The IBT takes a deeper dive into the organizing success of Local 2010…

CALIFORNIA LOVE: LOCAL 2010 BRINGS TEAMSTER ORGANIZING TO HIGHER ED


 

By the International Brotherhood of Teamsters’ Communications Staff

When the Supreme Court handed down Janus V. AFSCME three years ago, many predicted that it would be a blow that the labor movement would never recover from. At the University of California (UC) and California State University (CSU), Local 2010 is proving that nothing could be further from the truth.
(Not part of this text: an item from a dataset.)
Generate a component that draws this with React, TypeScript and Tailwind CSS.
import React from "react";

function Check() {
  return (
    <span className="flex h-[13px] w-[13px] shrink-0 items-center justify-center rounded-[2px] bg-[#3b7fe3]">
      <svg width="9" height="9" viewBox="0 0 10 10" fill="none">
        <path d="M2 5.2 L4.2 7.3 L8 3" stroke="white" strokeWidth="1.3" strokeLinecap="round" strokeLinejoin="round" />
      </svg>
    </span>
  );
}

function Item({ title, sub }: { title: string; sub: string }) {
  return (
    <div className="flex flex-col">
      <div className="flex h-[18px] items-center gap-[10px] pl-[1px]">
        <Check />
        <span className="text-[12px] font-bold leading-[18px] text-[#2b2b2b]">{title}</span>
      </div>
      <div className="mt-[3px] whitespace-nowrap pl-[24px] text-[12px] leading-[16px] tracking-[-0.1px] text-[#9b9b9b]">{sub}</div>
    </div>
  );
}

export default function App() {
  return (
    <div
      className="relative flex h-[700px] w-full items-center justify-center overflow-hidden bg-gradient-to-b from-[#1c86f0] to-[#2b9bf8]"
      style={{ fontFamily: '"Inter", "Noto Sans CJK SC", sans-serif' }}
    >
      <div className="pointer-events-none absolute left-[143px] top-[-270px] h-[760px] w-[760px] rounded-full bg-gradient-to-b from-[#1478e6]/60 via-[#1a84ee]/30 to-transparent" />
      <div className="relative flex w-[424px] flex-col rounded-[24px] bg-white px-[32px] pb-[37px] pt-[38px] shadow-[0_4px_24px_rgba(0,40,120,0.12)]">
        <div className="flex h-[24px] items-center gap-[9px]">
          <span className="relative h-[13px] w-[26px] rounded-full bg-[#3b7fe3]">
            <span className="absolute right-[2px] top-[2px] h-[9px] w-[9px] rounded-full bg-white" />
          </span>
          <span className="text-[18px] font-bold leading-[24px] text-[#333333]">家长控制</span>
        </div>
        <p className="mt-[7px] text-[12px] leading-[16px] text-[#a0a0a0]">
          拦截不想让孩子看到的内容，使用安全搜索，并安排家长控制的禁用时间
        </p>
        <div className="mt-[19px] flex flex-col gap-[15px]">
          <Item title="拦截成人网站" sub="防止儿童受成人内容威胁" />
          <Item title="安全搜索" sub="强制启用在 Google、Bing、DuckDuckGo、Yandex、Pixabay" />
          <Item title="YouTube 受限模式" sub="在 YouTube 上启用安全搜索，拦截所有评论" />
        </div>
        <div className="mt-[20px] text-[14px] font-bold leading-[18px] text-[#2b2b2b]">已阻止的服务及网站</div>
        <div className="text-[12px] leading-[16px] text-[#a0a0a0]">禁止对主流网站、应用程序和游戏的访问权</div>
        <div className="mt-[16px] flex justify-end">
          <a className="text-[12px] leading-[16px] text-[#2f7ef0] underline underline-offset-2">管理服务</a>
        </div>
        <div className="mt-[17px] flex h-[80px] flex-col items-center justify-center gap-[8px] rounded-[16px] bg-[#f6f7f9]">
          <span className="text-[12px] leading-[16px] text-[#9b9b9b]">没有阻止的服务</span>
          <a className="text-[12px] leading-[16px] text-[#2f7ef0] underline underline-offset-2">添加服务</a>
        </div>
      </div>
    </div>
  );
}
“We’ve increased our density dramatically over the past few years, organizing nearly 4,000 new workers into the Teamsters, including 1,300 during the pandemic,” said Jason Rabinowitz, Teamsters Public Services Division Director and Secretary-Treasurer of Local 2010. “We’re going to keep that momentum going, organize thousands more, and use our increased power to win real improvements in pay and working conditions for UC and CSU workers.”

The avalanche of organizing victories that Local 2010 has had illustrates that by implementing a multi-faceted approach to expanding membership, unions can do incredible things.

War of Accretion

Union elections at public colleges and universities in California are regulated by the Higher Education Employer-Employee Relations Act (HEERA) and administered by the Public Employees Relations Board (PERB). Under HEERA, there are several ways these workers can unionize. One is to file a petition for recognition based on a showing that a majority of workers authorize Teamsters representation, which the PERB verifies and then certifies. After a 15-day period where another union can petition for the unit, the workers are granted representation. The other is through a process called accretion.

“The accretion process is where we file a petition with the board that says these workers are misclassified; they should be in our existing bargaining unit because the work that they’re doing is similar to the work that is being done by existing members and there is a community of interest there,” Rabinowitz said. “We utilize this process together with our campaign of organizing the workers. That way, when we win recognition, we already have strong support and we are ready to fight for and win a good contract.”